The bankers' bankers' bank: the Bank of International Settlements
Contemporary Review, July, 2004 by Keith Suter
'YOU mean to tell me that the success of the program and my re-election hinges on the Federal Reserve and a bunch of --ing bond traders?' This was the response of Bill Clinton, newly elected but not yet inaugurated as US President, when on 7 January 1993 he was briefed by his economics team on the limited financial power he would have as President. Other entities would guide his destiny.
What is significant in this quotation (from Bob Woodward's book. The Agenda: Inside the Clinton White House) is that Clinton had spent two years talking about economics but had not learnt all that much about the real world of economics. In 1991, President George Bush won the Gulf War and seemed impossible to beat in the 1992 presidential election. Clinton, then an obscure politician from an obscure state, decided to campaign for the presidency. He avoided foreign policy (where the president was strong) and instead concentrated on the economy (where the president was weak). 'It's the economy, stupid' was the campaign slogan. But despite all the speeches and campaigning, he failed to grasp the power of the US Federal Reserve and the bond traders over any president.
In 1998, with Clinton in trouble over the Monica Lewinsky affair, financial commentators were happy with the lack of presidential power. Whatever happened to the President over his Congressional problems and the threat of impeachment, the economic boom would continue. The markets had confidence in Federal Reserve Chairman Alan Greenspan and Treasury Secretary Robert Rubin. The president's fate was irrelevant.
Standing behind the US Federal Reserve (which is the US bankers' bank) is yet another bank: the Bank of International Settlements (BIS). This is the bankers' bankers' bank. This is the least known part of the global banking system.
Once a month, the world's eleven most powerful central bankers gather in the Swiss city of Basle to discuss common problems. The meetings are not open to the public and are not publicized. This is not a sinister organization aimed at global financial domination (though some extreme left-wing and right-wing American political groups have argued that it is). But in the cosy world of banking, it is part of the final line of defence when there are runs on national banking systems. It is a bit like the International Monetary Fund--but it rarely receives the IMF's publicity.
Central Banks
The BIS is the central bankers' bank. Most national banking systems now have some form of a central bank or reserve bank to co-ordinate some of their activities (such as the Bank of England in the UK). A central bank is a banker to other banks. The final daily cash settlements within the banking system and between the banks and the central authority take place through a number of accounts held by the central bank. This means that the commercial banks involved must keep sufficient funds in the accounts held with the central bank.

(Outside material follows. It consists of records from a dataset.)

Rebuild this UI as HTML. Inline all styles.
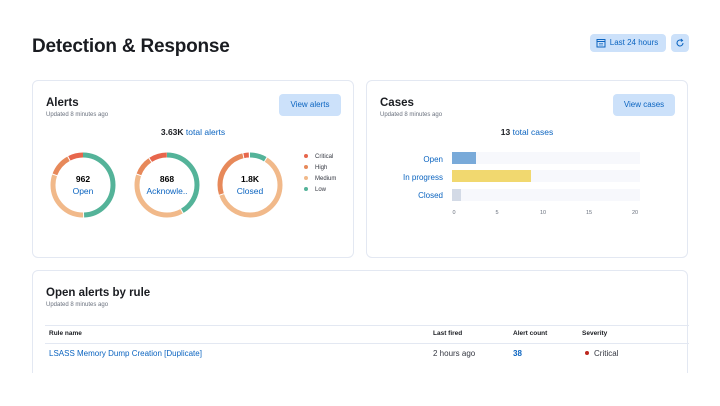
<!DOCTYPE html>
<html><head><style>
*{box-sizing:border-box;margin:0;padding:0}
body{width:720px;height:406px;background:#fff;font-family:"Liberation Sans",sans-serif;color:#1a1c21;position:relative;overflow:hidden}
.abs{position:absolute}
.card{position:absolute;border:1px solid #e3e8f2;border-radius:6px;background:#fff}
h2{font-size:11.5px;font-weight:bold}
.sub{font-size:6px;color:#69707d;margin-top:3px}
.btn{position:absolute;background:#cce1fa;color:#0b64c0;font-size:8px;border-radius:4px;text-align:center}
.link{color:#0b64c0}
</style></head><body>
<div class="abs" style="left:32px;top:36px;font-size:19px;font-weight:bold;letter-spacing:-0.2px">Detection &amp; Response</div>
<div class="btn" style="left:590px;top:34px;width:76px;height:18px;line-height:18px;padding-left:12px">Last 24 hours
<svg class="abs" style="left:6px;top:4px" width="10" height="10" viewBox="0 0 10 10"><rect x="1" y="1.5" width="8" height="7.5" fill="none" stroke="#0b64c0" stroke-width="1"/><line x1="1" y1="3.5" x2="9" y2="3.5" stroke="#0b64c0"/><line x1="3" y1="5.5" x2="7" y2="5.5" stroke="#0b64c0" stroke-width=".6"/><line x1="3" y1="7" x2="7" y2="7" stroke="#0b64c0" stroke-width=".6"/></svg></div>
<div class="btn" style="left:671px;top:34px;width:18px;height:18px"><svg style="margin-top:4px" width="10" height="10" viewBox="0 0 10 10"><path d="M8 5A3 3 0 1 1 6.5 2.4" fill="none" stroke="#0b64c0" stroke-width="1"/><path d="M6 1L7.5 2.5L6 3.5" fill="none" stroke="#0b64c0" stroke-width="1"/></svg></div>

<div class="card" style="left:32px;top:80px;width:322px;height:178px">
<div class="abs" style="left:13px;top:16px"><h2>Alerts</h2><div class="sub">Updated 8 minutes ago</div></div>
<div class="btn" style="left:246px;top:13px;width:62px;height:22px;line-height:22px">View alerts</div>
<div class="abs" style="left:0;width:320px;top:46px;text-align:center;font-size:8.5px"><b>3.63K</b> <span class="link">total alerts</span></div>
<svg class="abs" style="left:0;top:0" width="320" height="176">
<g transform="rotate(-90)" fill="none" stroke-width="5">
<g transform="translate(-104,50)">
<circle r="30" stroke="#54b399" stroke-dasharray="93 200" stroke-dashoffset="0"/>
<circle r="30" stroke="#f1b98a" stroke-dasharray="57 200" stroke-dashoffset="-94"/>
<circle r="30" stroke="#e7895a" stroke-dasharray="21 200" stroke-dashoffset="-152"/>
<circle r="30" stroke="#e7664c" stroke-dasharray="15 200" stroke-dashoffset="-174"/>
</g>
<g transform="translate(-104,134)">
<circle r="30" stroke="#54b399" stroke-dasharray="78 200"/>
<circle r="30" stroke="#f1b98a" stroke-dasharray="72 200" stroke-dashoffset="-79"/>
<circle r="30" stroke="#e7895a" stroke-dasharray="18 200" stroke-dashoffset="-152"/>
<circle r="30" stroke="#e7664c" stroke-dasharray="17 200" stroke-dashoffset="-171"/>
</g>
<g transform="translate(-104,217)">
<circle r="30" stroke="#54b399" stroke-dasharray="16 200"/>
<circle r="30" stroke="#f1b98a" stroke-dasharray="114 200" stroke-dashoffset="-17"/>
<circle r="30" stroke="#e7895a" stroke-dasharray="49 200" stroke-dashoffset="-132"/>
<circle r="30" stroke="#e7664c" stroke-dasharray="5 200" stroke-dashoffset="-182"/>
</g></g>
<g font-size="8.5" text-anchor="middle">
<text x="50" y="101" font-weight="bold">962</text><text x="50" y="113" fill="#0b64c0">Open</text>
<text x="134" y="101" font-weight="bold">868</text><text x="134" y="113" fill="#0b64c0">Acknowle..</text>
<text x="217" y="101" font-weight="bold">1.8K</text><text x="217" y="113" fill="#0b64c0">Closed</text>
</g>
<g font-size="6" fill="#343741">
<circle cx="273" cy="75" r="2" fill="#e7664c"/><text x="282" y="77">Critical</text>
<circle cx="273" cy="86" r="2" fill="#e7895a"/><text x="282" y="88">High</text>
<circle cx="273" cy="97" r="2" fill="#f1b98a"/><text x="282" y="99">Medium</text>
<circle cx="273" cy="108" r="2" fill="#54b399"/><text x="282" y="110">Low</text>
</g></svg>
</div>

<div class="card" style="left:366px;top:80px;width:322px;height:178px">
<div class="abs" style="left:13px;top:16px"><h2>Cases</h2><div class="sub">Updated 8 minutes ago</div></div>
<div class="btn" style="left:246px;top:13px;width:62px;height:22px;line-height:22px">View cases</div>
<div class="abs" style="left:0;width:320px;top:46px;text-align:center;font-size:8.5px"><b>13</b> <span class="link">total cases</span></div>
<svg class="abs" style="left:0;top:0" width="320" height="176">
<rect x="85" y="71" width="188" height="12" fill="#f7f8fc"/>
<rect x="85" y="89" width="188" height="12" fill="#f7f8fc"/>
<rect x="85" y="108" width="188" height="12" fill="#f7f8fc"/>
<rect x="85" y="71" width="24" height="12" fill="#79aad9"/>
<rect x="85" y="89" width="79" height="12" fill="#f1d86f"/>
<rect x="85" y="108" width="9" height="12" fill="#d3dae6"/>
<g font-size="8" fill="#0b64c0" text-anchor="end"><text x="76" y="81">Open</text><text x="76" y="99">In progress</text><text x="76" y="117">Closed</text></g>
<g font-size="5.5" fill="#69707d" text-anchor="middle"><text x="87" y="133">0</text><text x="130" y="133">5</text><text x="176" y="133">10</text><text x="222" y="133">15</text><text x="268" y="133">20</text></g>
</svg>
</div>

<div class="card" style="left:32px;top:270px;width:656px;height:120px">
<div class="abs" style="left:13px;top:16px"><h2>Open alerts by rule</h2><div class="sub">Updated 8 minutes ago</div></div>
<div class="abs" style="left:12px;top:54px;width:644px;border-top:1px solid #e3e8f2"></div>
<div class="abs" style="left:12px;top:72px;width:644px;border-top:1px solid #e3e8f2"></div>
<div class="abs" style="left:12px;top:59px;font-size:6.5px;font-weight:bold;width:644px">
<span class="abs" style="left:4px">Rule name</span><span class="abs" style="left:388px">Last fired</span><span class="abs" style="left:468px">Alert count</span><span class="abs" style="left:537px">Severity</span></div>
<div class="abs" style="left:12px;top:78px;font-size:8px;width:644px">
<span class="abs link" style="left:4px">LSASS Memory Dump Creation [Duplicate]</span><span class="abs" style="left:388px;color:#343741">2 hours ago</span><span class="abs link" style="left:468px;font-weight:bold">38</span><span class="abs" style="left:540px;color:#343741"><span style="display:inline-block;width:4px;height:4px;border-radius:2px;background:#bd271e;margin-right:5px;vertical-align:1px"></span>Critical</span></div>
</div>
<div class="abs" style="left:0;top:373px;width:720px;height:33px;background:#fff"></div>
</body></html>
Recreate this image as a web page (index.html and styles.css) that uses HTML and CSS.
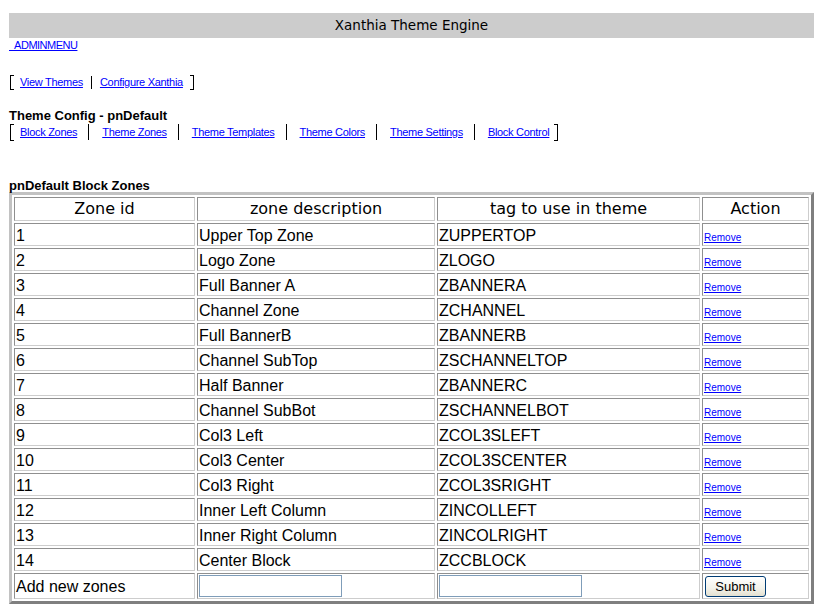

A central bank also supervises the national banking system to ensure that banks do not operate fraudulently and that their customers' deposits are secure. The basic concept is 'capital adequacy': the need for enough realizable assets within a bank or other financial institution to enable it to absorb losses and thus avoid the risk of insolvency. Countries used to set their own capital adequacy levels. This has changed and a system was created by the BIS: the 1988 Basle Accord.
The BIS
The BIS was created in January 1930. It is the world's oldest international financial organization. Although based in Switzerland, the BIS is an international entity and Swiss officials have no right to enter the building without permission. It has immunity from Swiss criminal and administrative jurisdiction. The BIS is owned and controlled by the central banks. According to its charter, it is 'to promote the co-operation of central banks and to provide additional facilities for international financial co-operation'.
The BIS was originally created to handle the payment of German war debts. Following Germany's defeat in World War I, the Allies and the US (which regarded itself as separate from the European Allies) said that Germany had to pay for the war under a system of 'reparations'. The repayment system never functioned fully. In 1930, with yet another attempt to get the reparations system working, the BIS was created to handle what were supposed to be flows of money from Germany into the Allies and the US. When Hitler came to power in 1933 he stopped the system of repayments entirely.
However, the central bankers liked the BIS idea and kept it going. The need for such a bankers' bankers' bank had become clear a century ago, with the increased expansion of national economies and the important role of stable banking for those economies. With the similar increase in international trading, there had to be a system for co-ordinating the role of banks across borders.
Indeed, there had been the October 1929 Wall Street crash and there were fears (accurately as it turned out) that the world was heading for a major financial crisis. The Great Depression began in 1930 and was one of the major economic events of the twentieth century. These events reinforced in the minds of the central bankers the need for an international central bank to stand behind the national central bankers.